24. A part comprising: a first section of the part including at least one three-dimensionally printable material, said first section having at least one void formed therein without a space-defining structure;a second section of the part including an insert made from one of: metal, polymer, glass or fabric; andthe sections being integrally attached together to define the part, said part being encapsulated by said printable material.

25. The part of claim 24, wherein the three-dimensionally printable material includes a polymeric material.

26. The part of claim 24, wherein the insert is selected from the group consisting of a metal, glass and fabric.

27. (canceled)

28. (canceled)

29. The part of claim 24, wherein the insert is polymeric of a different material from the first section.

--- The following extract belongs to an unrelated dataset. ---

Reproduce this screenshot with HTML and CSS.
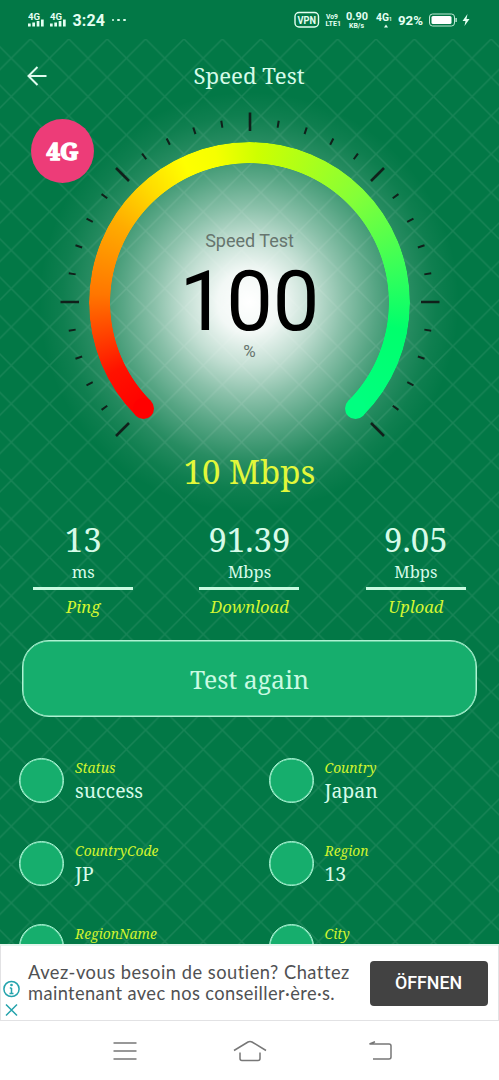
FILE: index.html
```html
<!DOCTYPE html>
<html lang="en">
<head>
<meta charset="utf-8">
<title>Speed Test</title>
<link rel="stylesheet" href="styles.css">
</head>
<body>
<div class="screen">
  <main class="app">
    <svg class="lattice" width="499" height="905" aria-hidden="true">
      <defs>
        <pattern id="grid" width="38.4" height="38.4" patternUnits="userSpaceOnUse" x="30.4" y="0">
          <path d="M-1 -1L39.4 39.4M39.4 -1L-1 39.4" stroke="#fff" stroke-opacity=".085" stroke-width="1.5"/>
        </pattern>
      </defs>
      <rect width="499" height="905" fill="url(#grid)"/>
    </svg>

    <div class="status">
      <svg class="status-left" width="45" height="18" fill="#e4fff2">
        <g class="tiny"><text x="0" y="7.5" textLength="12" lengthAdjust="spacingAndGlyphs">4G</text><text x="22" y="7.5" textLength="12" lengthAdjust="spacingAndGlyphs">4G</text></g>
        <path d="M0 11.5h2.7v3H0zM4.3 10.5H7v4H4.3zM8.7 9h2.7v5.500H8.700zM13 7.500h2.700v7H13zM22 11.500h2.700v3H22zM26.300 10.500H29v4h-2.700zM30.700 9h2.700v5.500h-2.700zM35 7.500h2.700v7H35z"/>
      </svg>
      <span class="clock">3:24</span>
      <span class="more"><i></i><i></i><i></i></span>
      <span class="spacer"></span>
      <svg class="status-right" width="180" height="20" fill="#e4fff2">
        <rect x="1" y="2.500" width="23.500" height="14.500" rx="4" fill="none" stroke="#e4fff2" stroke-width="1.400"/>
        <text x="3.500" y="14" font-size="11" textLength="18.500" lengthAdjust="spacingAndGlyphs">VPN</text>
        <text x="32" y="9" font-size="7.500" textLength="12" lengthAdjust="spacingAndGlyphs">Vo9</text>
        <text x="31.500" y="16" font-size="7.500" textLength="15.500" lengthAdjust="spacingAndGlyphs">LTE1</text>
        <text x="52" y="10" font-size="10.500" textLength="22" lengthAdjust="spacingAndGlyphs">0.90</text>
        <text x="55" y="17.500" font-size="7" textLength="15" lengthAdjust="spacingAndGlyphs">KB/s</text>
        <text x="82" y="11" font-size="10.500" textLength="13" lengthAdjust="spacingAndGlyphs">4G</text>
        <text x="95" y="11" font-size="5">1</text>
        <path d="M92 14.500l2 3h-4z"/>
        <text x="104" y="15" font-size="13" textLength="25" lengthAdjust="spacingAndGlyphs">92%</text>
        <rect x="135.500" y="4" width="25" height="12" rx="3" fill="none" stroke="#bfe9d4"/>
        <rect x="137.500" y="6" width="20" height="8" rx="1.500" fill="#fff"/>
        <path d="M161.500 8h1.200v4h-1.200zM173.500 4l-5 7h3l-1 5 5-7h-3z"/>
      </svg>
    </div>

    <header class="header">
      <svg class="back" width="20" height="20" fill="none" stroke="#dffbee" stroke-width="2"><path d="M19.500 10H1.500M10.500 1L1.500 10l9 9"/></svg>
      <h1 class="title">Speed Test</h1>
    </header>

    <section class="gauge">
      <div class="glow"></div>
      <div class="ring"></div>
      <i class="cap cap-start"></i><i class="cap cap-end"></i>
      <svg class="ticks" width="400" height="400" viewBox="-200 -200 400 400">
        <g fill="none" stroke="#10201a">
          <path class="minor" pathLength="30" d="M-127.280 127.280A180 180 0 1 1 127.280 127.280"/>
          <path stroke-width="2.600" d="M-189.500 0H-171M171 0H189.500M0 -189.500V-171M-134 -134L-121 -121M134 -134L121 -121M-134 134L-121 121M134 134L121 121"/>
        </g>
      </svg>
      <div class="reading">
        <span class="reading-label">Speed Test</span>
        <span class="reading-value">100</span>
        <span class="reading-unit">%</span>
      </div>
      <div class="badge">4G</div>
    </section>

    <p class="speed">10 Mbps</p>

    <section class="stats">
      <div class="stat"><b class="num">13</b><span class="unit">ms</span><em>Ping</em></div>
      <div class="stat"><b class="num">91.39</b><span class="unit">Mbps</span><em>Download</em></div>
      <div class="stat"><b class="num">9.05</b><span class="unit">Mbps</span><em>Upload</em></div>
    </section>

    <button class="again">Test again</button>

    <section class="details">
      <div class="item"><i class="dot"></i><div><em>Status</em><span>success</span></div></div>
      <div class="item"><i class="dot"></i><div><em>Country</em><span>Japan</span></div></div>
      <div class="item"><i class="dot"></i><div><em>CountryCode</em><span>JP</span></div></div>
      <div class="item"><i class="dot"></i><div><em>Region</em><span>13</span></div></div>
      <div class="item"><i class="dot"></i><div><em>RegionName</em></div></div>
      <div class="item"><i class="dot"></i><div><em>City</em></div></div>
    </section>
  </main>

  <aside class="ad">
    <svg class="ad-icons" width="20" height="38" fill="none" stroke="#24a3ac" stroke-width="1.500">
      <circle cx="10.500" cy="9" r="7.600"/><path d="M10.500 8v5.500M8.800 8h1.700M8.500 13.500h4M5 24.500l11 11M16 24.500l-11 11"/><circle cx="10.500" cy="5" r=".6"/>
    </svg>
    <p class="ad-text"><span class="l1">Avez-vous besoin de soutien? Chattez</span><br><span class="l2">maintenant avec nos conseiller·ère·s.</span></p>
    <button class="open">ÖFFNEN</button>
  </aside>

  <nav class="nav">
    <svg width="24" height="20" fill="none" stroke="#777" stroke-width="1.500"><path d="M.5 2h23M.5 10h23M.5 18h23"/></svg>
    <svg class="home" width="34" height="22" fill="none" stroke="#777" stroke-width="1.500"><path d="M1 10.500L15 2q2-1 4 0l14 8.500M7 12.500v6q0 2 2 2h16q2 0 2-2v-6"/></svg>
    <svg width="24" height="20" fill="none" stroke="#777" stroke-width="1.500"><path d="M7 .8L1.500 3H21q2 0 2 2v11q0 2-2 2H5"/></svg>
  </nav>
</div>
</body>
</html>
```
FILE: styles.css
```css
* { box-sizing: border-box; }
body { margin: 0; }
.screen {
  width: 499px; height: 1080px; overflow: hidden;
  display: flex; flex-direction: column; background: #fff;
  font-family: "Noto Serif", "DejaVu Serif Condensed", "DejaVu Serif", serif;
  font-stretch: condensed;
}
.app {
  position: relative; height: 944px; overflow: hidden;
  background: #027846; color: #d6fbe9;
  display: flex; flex-direction: column; flex: none;
}
.app > * { position: relative; flex: none; }
.app > .lattice { position: absolute; left: 0; top: 39px; }
.status, .reading, .open { font-stretch: normal; }
.status {
  height: 40px; padding: 0 25px 0 27.5px; display: flex; align-items: center;
  font-family: Roboto, sans-serif; font-weight: 700; color: #e4fff2; z-index: 1;
}
.status-left { margin-top: 2px; }
.tiny { font-size: 8.5px; }
.clock { font-size: 16px; letter-spacing: .1px; width: 34px; }
.more { display: flex; gap: 3.2px; margin-left: 5px; }
.more i { width: 2.8px; height: 2.8px; border-radius: 50%; background: #dcfdec; }
.spacer { flex: 1; }
.header { height: 74px; display: flex; align-items: center; padding-left: 27px; z-index: 1; }
.back { margin-top: -2px; }
.title { font-size: 22.2px; font-weight: 400; margin: -3px 0 0 146.5px; line-height: 74px; }
.gauge { height: 336px; width: 499px; z-index: 0; }
.glow {
  position: absolute; left: 39px; top: -22px; width: 420px; height: 420px; border-radius: 50%;
  background: radial-gradient(circle closest-side, #fff 0, rgba(255,255,255,.95) 15%, rgba(255,255,255,.77) 30%, rgba(255,255,255,.54) 45%, rgba(255,255,255,.34) 60%, rgba(255,255,255,.15) 76%, rgba(255,255,255,.05) 89%, transparent);
}
.ring {
  position: absolute; left: 89px; top: 28px; width: 321px; height: 321px; border-radius: 50%;
  background: conic-gradient(from 225deg, #f00 0, #ff1200 18deg, #ff7600 48deg, #ffac00 76deg, #ffdc00 94deg, #ff0 110deg, #f6ff00 122deg, #ceff00 138deg, #84ff38 180deg, #30ff5c 215deg, #00ff6c 235deg, #00ff80 270deg, transparent 270deg);
  -webkit-mask: radial-gradient(circle, transparent 139px, #000 139.7px);
  mask: radial-gradient(circle, transparent 139px, #000 139.7px);
}
.cap { position: absolute; width: 21px; height: 21px; border-radius: 50%; top: 284px; }
.cap-start { left: 133px; background: #f00; }
.cap-end { left: 344.5px; background: #00ff80; }
.ticks { position: absolute; left: 49.5px; top: -12px; }
.minor { stroke-width: 7px; stroke-dasharray: .072 .928; stroke-dashoffset: .036; }
.reading {
  position: relative; padding-top: 117px; display: flex; flex-direction: column;
  align-items: center; color: #000; font-family: Roboto, sans-serif;
}
.reading-label { font-size: 18px; line-height: 20px; color: #66756e; }
.reading-value { font-size: 83px; line-height: 78px; margin-top: 12px; }
.reading-unit { font-size: 17px; line-height: 20px; color: #66756e; }
.badge {
  position: absolute; left: 31px; top: 5px; width: 63px; height: 64px; border-radius: 50%;
  background: #ed3c78; color: #fff; text-align: center; line-height: 63px;
  font-size: 24px; font-weight: 700; -webkit-text-stroke: 1.5px #fff;
}
.speed { margin: 0; height: 44px; line-height: 44px; font-size: 33px; text-align: center; color: #e2f83a; }
.stats { display: grid; grid-template-columns: repeat(3, 1fr); padding-top: 26px; height: 146px; }
.stat { display: flex; flex-direction: column; align-items: center; }
.num { font-size: 33px; font-weight: 400; line-height: 40px; }
.unit { width: 100px; height: 30px; border-bottom: 3px solid #c8fae0; line-height: 24px; text-align: center; font-size: 16.5px; }
.stat em { color: #d4f632; font-size: 16.5px; line-height: 24px; margin-top: 5px; }
.again {
  margin: 0 22px; height: 77px; border: 1.5px solid #adf2d2; border-radius: 27px;
  background: #16ae6d; color: #c9fae2; font: inherit; font-size: 24.8px; padding: 0;
  box-shadow: inset 0 0 0 .5px #adf2d2;
}
.details { display: grid; grid-template-columns: 249.5px 1fr; grid-auto-rows: 83px; padding: 41px 0 0 19px; }
.item { display: flex; gap: 11px; }
.dot { width: 45px; height: 45px; border: 1.5px solid #a8f3d2; border-radius: 50%; background: #16ae6d; box-shadow: inset 0 0 0 .5px #a8f3d2; }
.item em { display: block; color: #d0f32e; font-size: 13.8px; line-height: 20px; }
.item span { display: block; font-size: 19.4px; line-height: 25px; }
.ad {
  height: 77px; flex: none; display: flex; align-items: center;
  border: 1px solid #e2e2e4; border-top: 2px solid #e4f6ed; padding-right: 10px;
}
.ad-icons { margin: 32px 7px 0 0; flex: none; }
.ad-text { margin: -1px 0 0; width: 342px; white-space: nowrap; font: 18.3px/21px Lato, sans-serif; color: #505153; font-variant-ligatures: none; }
.l1 { letter-spacing: .5px; }
.l2 { letter-spacing: .38px; }
.open {
  width: 118px; height: 45px; border: 0; border-radius: 4px; background: #424242; color: #fff;
  font: 500 17.8px Roboto, sans-serif; flex: none; padding: 0 1px 1px 0;
}
.nav { height: 59px; display: flex; align-items: center; padding-left: 113px; }
.home { margin: 0 101px 0 96px; }
```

30. The part of claim 24, wherein the three-dimensionally printable material is light curable.

31. The part of claim 24, wherein one of the sections is threaded.

32. The method of claim 1, wherein the insert is partially encapsulated within the printed polymeric material.

33. The method of claim 1, including the step of forming a void during the layering process.

34. The method of claim 1, including the step of forming a hollow space in at least one layer of polymeric material.

35. The method of claim 1, including the step of apply in an adhesive coating on said insert before the step of causing the insert to be attached.

36. The method of claim 1, wherein no significant cooling temperature differences exist during the curing of the polymeric material, thus preventing sink marks and internal voids.

37. The part of claim 24, wherein said part is partially or entirely encapsulated by said printable material.